- Stated problem -
Copy the listing below in full and skip every picture.

——

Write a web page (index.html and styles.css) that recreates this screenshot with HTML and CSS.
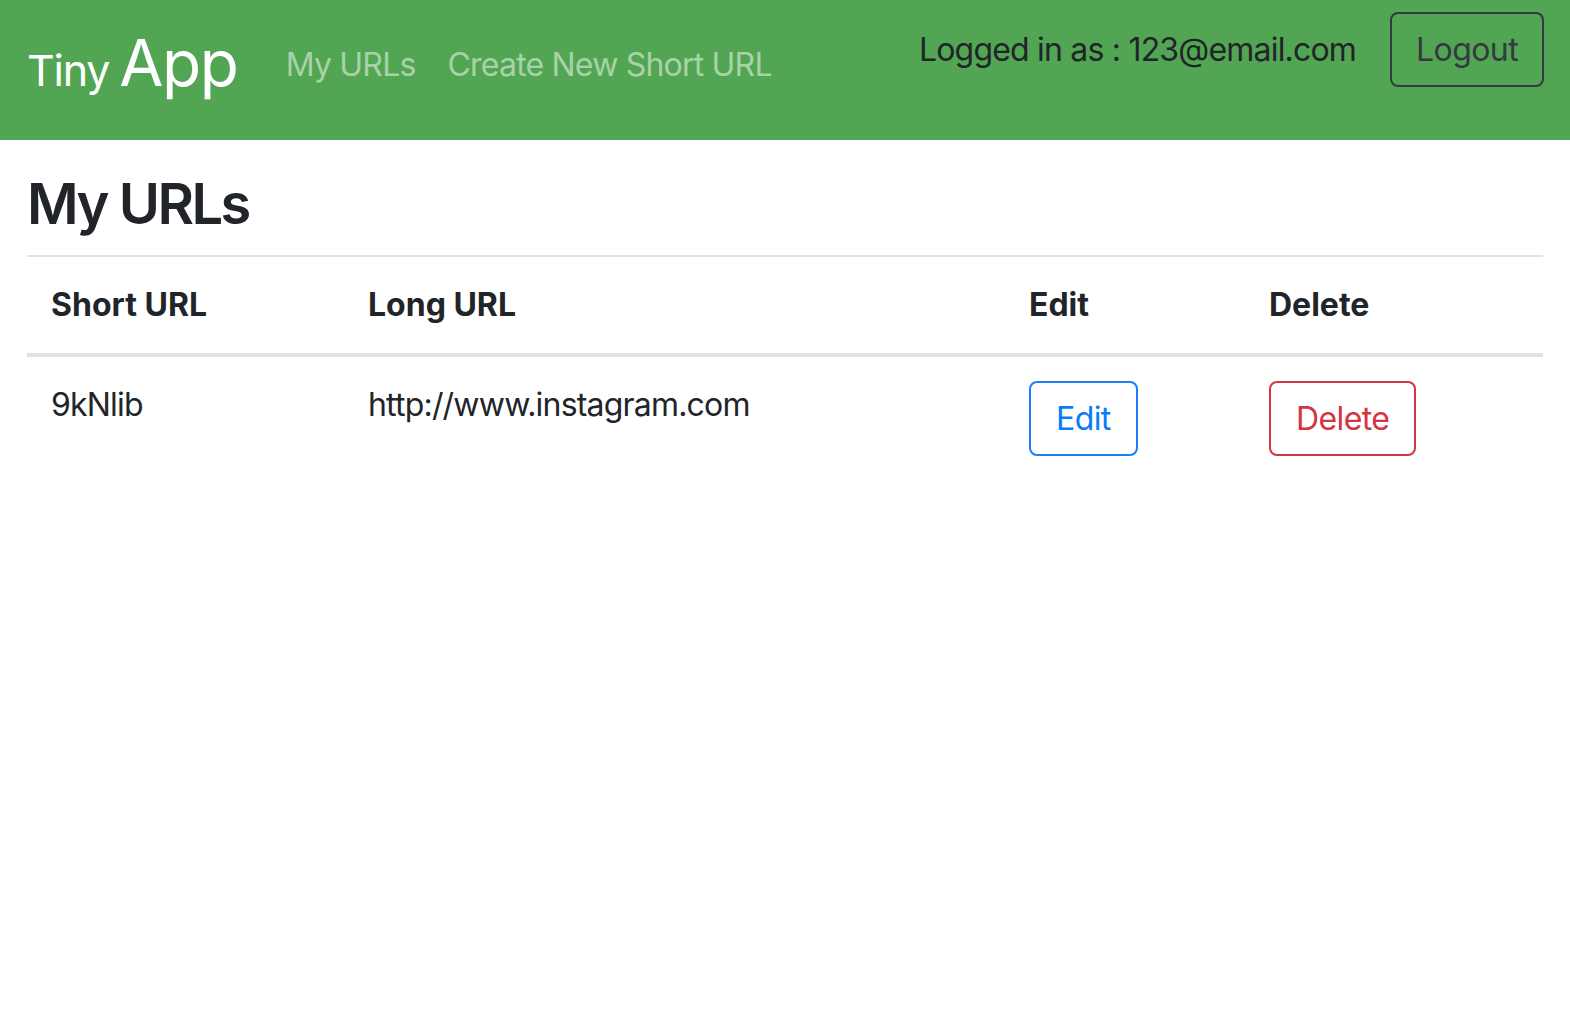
FILE: index.html
```html
<!DOCTYPE html>
<html lang="en">
<head>
<meta charset="utf-8">
<title>Tiny App</title>
<link rel="stylesheet" href="styles.css">
</head>
<body>
<nav class="navbar">
  <a class="brand" href="#"><span class="brand-small">Tiny</span><span class="brand-big">App</span></a>
  <div class="nav-links">
    <a class="nav-link" href="#">My URLs</a>
    <a class="nav-link" href="#">Create New Short URL</a>
  </div>
  <div class="nav-right">
    <span class="user">Logged in as : 123@email.com</span>
    <button class="btn btn-dark-outline">Logout</button>
  </div>
</nav>
<main class="container">
  <h3 class="title">My URLs</h3>
  <table class="table">
    <colgroup>
      <col class="c-short">
      <col class="c-long">
      <col class="c-edit">
      <col class="c-delete">
    </colgroup>
    <thead>
      <tr>
        <th>Short URL</th>
        <th>Long URL</th>
        <th>Edit</th>
        <th>Delete</th>
      </tr>
    </thead>
    <tbody>
      <tr>
        <td>9kNlib</td>
        <td>http://www.instagram.com</td>
        <td><button class="btn btn-primary-outline">Edit</button></td>
        <td><button class="btn btn-danger-outline">Delete</button></td>
      </tr>
    </tbody>
  </table>
</main>
</body>
</html>
```

FILE: styles.css
```css
* { box-sizing: border-box; }

html, body {
  margin: 0;
  padding: 0;
  background: #ffffff;
}

body {
  font-family: Inter, "Noto Sans", "Liberation Sans", sans-serif;
  font-size: 32px;
  line-height: 1.5;
  color: #212529;
  letter-spacing: -0.8px;
}

.navbar {
  display: flex;
  align-items: flex-start;
  height: 140px;
  padding: 0 26px 0 27px;
  background: #52a552;
}

.brand {
  display: flex;
  align-items: baseline;
  margin-top: 31px;
  color: #ffffff;
  text-decoration: none;
  line-height: 1;
}

.brand-small {
  font-size: 43px;
  letter-spacing: -1.2px;
  margin-right: 10px;
}

.brand-big {
  font-size: 64px;
  letter-spacing: -1.4px;
}

.nav-links {
  display: flex;
  margin-top: 41px;
  margin-left: 32px;
}

.nav-link {
  padding: 0 16px;
  color: rgba(255, 255, 255, 0.5);
  text-decoration: none;
  line-height: 48px;
}

.nav-right {
  display: flex;
  align-items: center;
  gap: 34px;
  margin-left: auto;
  margin-top: 12px;
}

.user {
  color: #212529;
  line-height: 48px;
}

.btn {
  font-family: inherit;
  font-size: 32px;
  letter-spacing: -0.6px;
  line-height: 48px;
  padding: 11.5px 25px;
  background: transparent;
  border: 2px solid;
  border-radius: 8px;
  cursor: pointer;
}

.btn-dark-outline {
  color: #343a40;
  border-color: #343a40;
  padding-left: 24px;
  padding-right: 24px;
}

.btn-primary-outline {
  color: #0a7bfa;
  border-color: #1a7ff8;
}

.btn-danger-outline {
  color: #d4343f;
  border-color: #d4343f;
}

.container {
  padding: 0 27px;
}

.title {
  margin: 31px 0 17px;
  font-size: 56px;
  font-weight: 600;
  letter-spacing: -2.5px;
  line-height: 1.2;
}

.table {
  width: 100%;
  border-collapse: collapse;
  table-layout: fixed;
}

.c-short { width: 317px; }
.c-long { width: 661px; }
.c-edit { width: 240px; }
.c-delete { width: 298px; }

.table th,
.table td {
  padding: 24px;
  text-align: left;
  vertical-align: top;
  border-top: 2px solid #dee2e6;
}

.table th {
  font-weight: 700;
  letter-spacing: 0;
  vertical-align: bottom;
  border-bottom: 4px solid #dee2e6;
}
```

——

- The output -
Write a web page (index.html and styles.css) that recreates this screenshot with HTML and CSS.
FILE: index.html
```html
<!DOCTYPE html>
<html lang="en">
<head>
<meta charset="utf-8">
<title>Tiny App</title>
<link rel="stylesheet" href="styles.css">
</head>
<body>
<nav class="navbar">
  <a class="brand" href="#"><span class="brand-small">Tiny</span><span class="brand-big">App</span></a>
  <div class="nav-links">
    <a class="nav-link" href="#">My URLs</a>
    <a class="nav-link" href="#">Create New Short URL</a>
  </div>
  <div class="nav-right">
    <span class="user">Logged in as : 123@email.com</span>
    <button class="btn btn-dark-outline">Logout</button>
  </div>
</nav>
<main class="container">
  <h3 class="title">My URLs</h3>
  <table class="table">
    <colgroup>
      <col class="c-short">
      <col class="c-long">
      <col class="c-edit">
      <col class="c-delete">
    </colgroup>
    <thead>
      <tr>
        <th>Short URL</th>
        <th>Long URL</th>
        <th>Edit</th>
        <th>Delete</th>
      </tr>
    </thead>
    <tbody>
      <tr>
        <td>9kNlib</td>
        <td>http://www.instagram.com</td>
        <td><button class="btn btn-primary-outline">Edit</button></td>
        <td><button class="btn btn-danger-outline">Delete</button></td>
      </tr>
    </tbody>
  </table>
</main>
</body>
</html>
```

FILE: styles.css
```css
* { box-sizing: border-box; }

html, body {
  margin: 0;
  padding: 0;
  background: #ffffff;
}

body {
  font-family: Inter, "Noto Sans", "Liberation Sans", sans-serif;
  font-size: 32px;
  line-height: 1.5;
  color: #212529;
  letter-spacing: -0.8px;
}

.navbar {
  display: flex;
  align-items: flex-start;
  height: 140px;
  padding: 0 26px 0 27px;
  background: #52a552;
}

.brand {
  display: flex;
  align-items: baseline;
  margin-top: 31px;
  color: #ffffff;
  text-decoration: none;
  line-height: 1;
}

.brand-small {
  font-size: 43px;
  letter-spacing: -1.2px;
  margin-right: 10px;
}

.brand-big {
  font-size: 64px;
  letter-spacing: -1.4px;
}

.nav-links {
  display: flex;
  margin-top: 41px;
  margin-left: 32px;
}

.nav-link {
  padding: 0 16px;
  color: rgba(255, 255, 255, 0.5);
  text-decoration: none;
  line-height: 48px;
}

.nav-right {
  display: flex;
  align-items: center;
  gap: 34px;
  margin-left: auto;
  margin-top: 12px;
}

.user {
  color: #212529;
  line-height: 48px;
}

.btn {
  font-family: inherit;
  font-size: 32px;
  letter-spacing: -0.6px;
  line-height: 48px;
  padding: 11.5px 25px;
  background: transparent;
  border: 2px solid;
  border-radius: 8px;
  cursor: pointer;
}

.btn-dark-outline {
  color: #343a40;
  border-color: #343a40;
  padding-left: 24px;
  padding-right: 24px;
}

.btn-primary-outline {
  color: #0a7bfa;
  border-color: #1a7ff8;
}

.btn-danger-outline {
  color: #d4343f;
  border-color: #d4343f;
}

.container {
  padding: 0 27px;
}

.title {
  margin: 31px 0 17px;
  font-size: 56px;
  font-weight: 600;
  letter-spacing: -2.5px;
  line-height: 1.2;
}

.table {
  width: 100%;
  border-collapse: collapse;
  table-layout: fixed;
}

.c-short { width: 317px; }
.c-long { width: 661px; }
.c-edit { width: 240px; }
.c-delete { width: 298px; }

.table th,
.table td {
  padding: 24px;
  text-align: left;
  vertical-align: top;
  border-top: 2px solid #dee2e6;
}

.table th {
  font-weight: 700;
  letter-spacing: 0;
  vertical-align: bottom;
  border-bottom: 4px solid #dee2e6;
}
```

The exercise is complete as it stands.